果たして砂糖を入れない親子丼は(私には違和感があるが)、大変、好評であった。日本食の名誉挽回である。ふと見ると、やはり韓国人はチリソース、インド人はカレー粉を親子丼にたっぷりかけていた……が、案外、いけるのかもしれない。食べ終わると、それぞれワインやビール、ナッツやスナックを持ち寄ってくれたので、わいわいと宴会になった。そこで思いがけない事実が判明したのだ。

別々に旅をしていると思っていた鼻ピアス姉さんとパンツおばさんは、なんと一緒に旅をしているふたり組だという。どういう関係なのかと尋ねたら、おばさんは笑って説明してくれた。

彼女(鼻ピアス)は医大生なのよ。ボランティアで病気持ちの私と一緒に旅をしてくれているの」

「知り合いなの?」

「ううん。私は家族もいないし、大学の掲示板で募集したの」

アメリカには旅のボランティアってあるのか、と感心していると、皆がいろいろ質問しはじめた。

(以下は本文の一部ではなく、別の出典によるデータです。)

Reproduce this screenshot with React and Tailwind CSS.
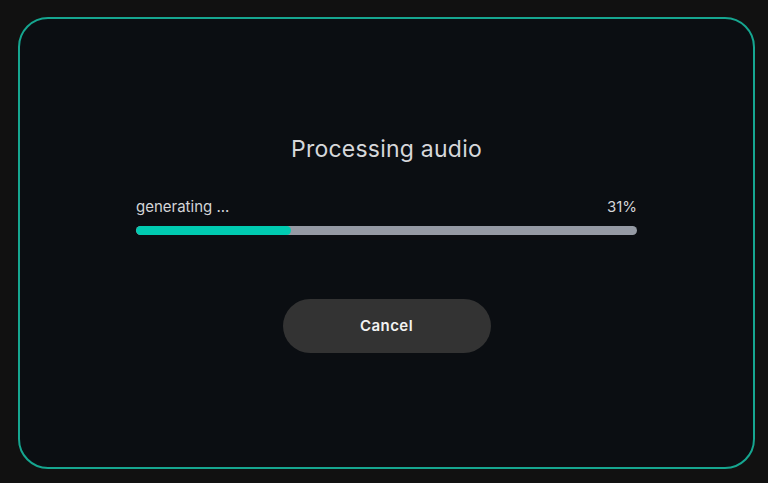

「どうしてユースの相部屋なの? 他の人がいるからうるさいでしょ?」

「私、お金もあんまりないし、それに誰かがリビングにいたほうが話せて楽しいでしょ」

「ムリしないで、治してから旅行すればいいのに」

時間がないのよ。ガンであと半年なの。でもたまに調子のいい日もあるから」

私はちょっと感動した。アメリカとはガンだから、家族がいないから、お金がないから、と諦めず、やりたいことをやりたいと堂々と言える国なのだと。日本だったら迷惑をかけてはいけないと思いとどまる人も多いだろう。

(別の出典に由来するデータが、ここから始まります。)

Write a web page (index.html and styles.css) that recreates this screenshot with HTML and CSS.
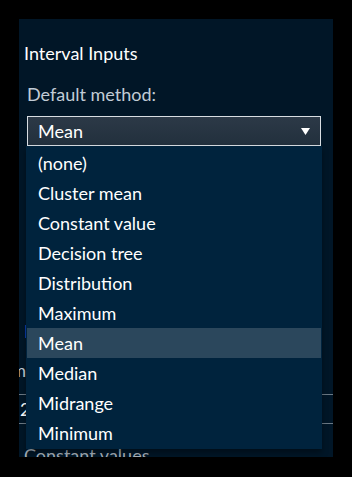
FILE: index.html
```html
<!DOCTYPE html>
<html>
<head>
<meta charset="utf-8">
<link rel="stylesheet" href="styles.css">
</head>
<body>
<div class="panel">
  <div class="title">Interval Inputs</div>
  <div class="label">Default method:</div>
  <div class="field">
    <div class="select">
      <span class="select-value">Mean</span>
      <svg class="caret" width="9" height="7" viewBox="0 0 9 7"><path d="M0 0 H9 L4.5 7 Z" fill="#ffffff"/></svg>
    </div>
    <ul class="menu">
      <li class="opt">(none)</li>
      <li class="opt">Cluster mean</li>
      <li class="opt">Constant value</li>
      <li class="opt">Decision tree</li>
      <li class="opt">Distribution</li>
      <li class="opt">Maximum</li>
      <li class="opt selected">Mean</li>
      <li class="opt">Median</li>
      <li class="opt">Midrange</li>
      <li class="opt">Minimum</li>
    </ul>
  </div>
  <div class="behind">
    <div class="sub-title">Imputation</div>
    <div class="col-head">Column name</div>
    <div class="row">2</div>
    <div class="foot">Constant values</div>
  </div>
</div>
</body>
</html>
```
FILE: styles.css
```css
html, body {
  margin: 0;
  padding: 0;
  background: #000000;
}
body {
  padding: 19px;
  font-family: Lato, "Open Sans", sans-serif;
}
.panel {
  width: 314px;
  height: 438px;
  background: #011627;
  overflow: hidden;
  box-sizing: border-box;
  padding: 23px 0 0 0;
}
.title {
  color: #ffffff;
  font-size: 18px;
  line-height: 22px;
  padding-left: 5px;
}
.label {
  color: #c2ccd6;
  font-size: 18px;
  line-height: 22px;
  margin-top: 19px;
  padding-left: 8px;
}
.field {
  position: relative;
  margin: 11px 12px 0 8px;
}
.select {
  height: 30px;
  box-sizing: border-box;
  border: 1px solid #d8dde2;
  background: linear-gradient(#2c3947, #22303d);
  display: flex;
  align-items: center;
  justify-content: space-between;
  padding: 0 10px 0 10px;
  color: #ffffff;
  font-size: 18px;
}
.caret {
  display: block;
}
.menu {
  position: absolute;
  left: -1px;
  right: -1px;
  top: 30px;
  margin: 0;
  padding: 2px 1px 1px 1px;
  list-style: none;
  background: #00233d;
  box-shadow: 0 4px 6px rgba(0, 0, 0, 0.35);
  z-index: 2;
}
.opt {
  height: 30px;
  line-height: 30px;
  padding-left: 11px;
  color: #ffffff;
  font-size: 18px;
}
.opt.selected {
  background: #2b475c;
}
.behind {
  padding-top: 174px;
}
.sub-title {
  color: #4a78d8;
  font-size: 18px;
  padding-left: 5px;
  line-height: 22px;
}
.col-head {
  color: #c2ccd6;
  font-size: 18px;
  line-height: 22px;
  margin-top: 17px;
  margin-left: -44px;
}
.row {
  border-top: 1px solid #6a7884;
  border-bottom: 1px solid #6a7884;
  height: 28px;
  line-height: 28px;
  margin-top: 13px;
  color: #ffffff;
  font-size: 18px;
  padding-left: 1px;
}
.foot {
  color: #aab4be;
  font-size: 18px;
  line-height: 22px;
  margin-top: 20px;
  padding-left: 5px;
}
```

「半年の命」と聞いても、アメリカ人夫妻は、さりとて驚くわけでもなく、「人生最後の旅ならマイアミがいいよ。イルカもいるし」 と話に加わってきた。

すると、カナダ人は、「カナダの秋こそ、素晴らしい」と力説し、イギリス人は、「秋なら、コッツウォルズのほうがいい。俺が車で案内するぜ」 と対抗する。インドの留学生は、「いや~イギリスは飯が……。インド本場のカレーを食べさせたい」と盛り上がる。

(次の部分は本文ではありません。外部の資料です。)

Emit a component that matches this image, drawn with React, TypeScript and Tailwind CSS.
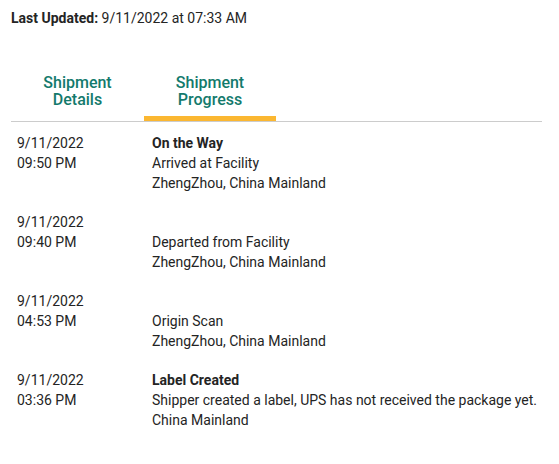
import React from 'react';

type Activity = {
  date: string;
  time: string;
  status?: string;
  lines: string[];
};

const activities: Activity[] = [
  { date: '9/11/2022', time: '09:50 PM', status: 'On the Way', lines: ['Arrived at Facility', 'ZhengZhou, China Mainland'] },
  { date: '9/11/2022', time: '09:40 PM', lines: ['Departed from Facility', 'ZhengZhou, China Mainland'] },
  { date: '9/11/2022', time: '04:53 PM', lines: ['Origin Scan', 'ZhengZhou, China Mainland'] },
  {
    date: '9/11/2022',
    time: '03:36 PM',
    status: 'Label Created',
    lines: ['Shipper created a label, UPS has not received the package yet.', 'China Mainland'],
  },
];

export default function App() {
  return (
    <div className="min-h-screen bg-white font-['Roboto',sans-serif] text-[#242424] pl-[11px] pr-[17px] pt-2">
      <p className="text-[14px] leading-5">
        <span className="font-bold">Last Updated:</span> 9/11/2022 at 07:33 AM
      </p>

      <div className="mt-[47px] flex border-b border-[#cccccc]">
        <button className="w-[133px] pb-[13px] text-center text-[16px] leading-[16.5px] font-medium text-[#137a6c]">
          Shipment
          <br />
          Details
        </button>
        <button className="w-[132px] pb-2 text-center text-[16px] leading-[16.5px] font-medium text-[#137a6c] border-b-[5px] border-[#fbb731]">
          Shipment
          <br />
          Progress
        </button>
      </div>

      <div className="pl-[6px] pt-[11px]">
        {activities.map((a, i) => (
          <div key={i} className="flex text-[14px] leading-5 mb-[19px]">
            <div className="w-[135px] shrink-0">
              <div>{a.date}</div>
              <div>{a.time}</div>
            </div>
            <div>
              <div className="font-bold">{a.status ?? '\u00a0'}</div>
              {a.lines.map((l) => (
                <div key={l}>{l}</div>
              ))}
            </div>
          </div>
        ))}
      </div>
    </div>
  );
}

鼻ピアスの姉さんは話に加わらず黙っていたが、「オヤコドン、もっとプリーズ」と私に茶碗を出したので、大盛りにした。おばさんに寄り添っていたから、いつも間食だったのかもしれない。

あと半年の命だったら……私なら南の島でハンモックを吊って、毎日、エビ三昧だろう。もう体重を気にすることもなく、朝から晩まで、大好きなエビでお腹をいっぱいにするのだ。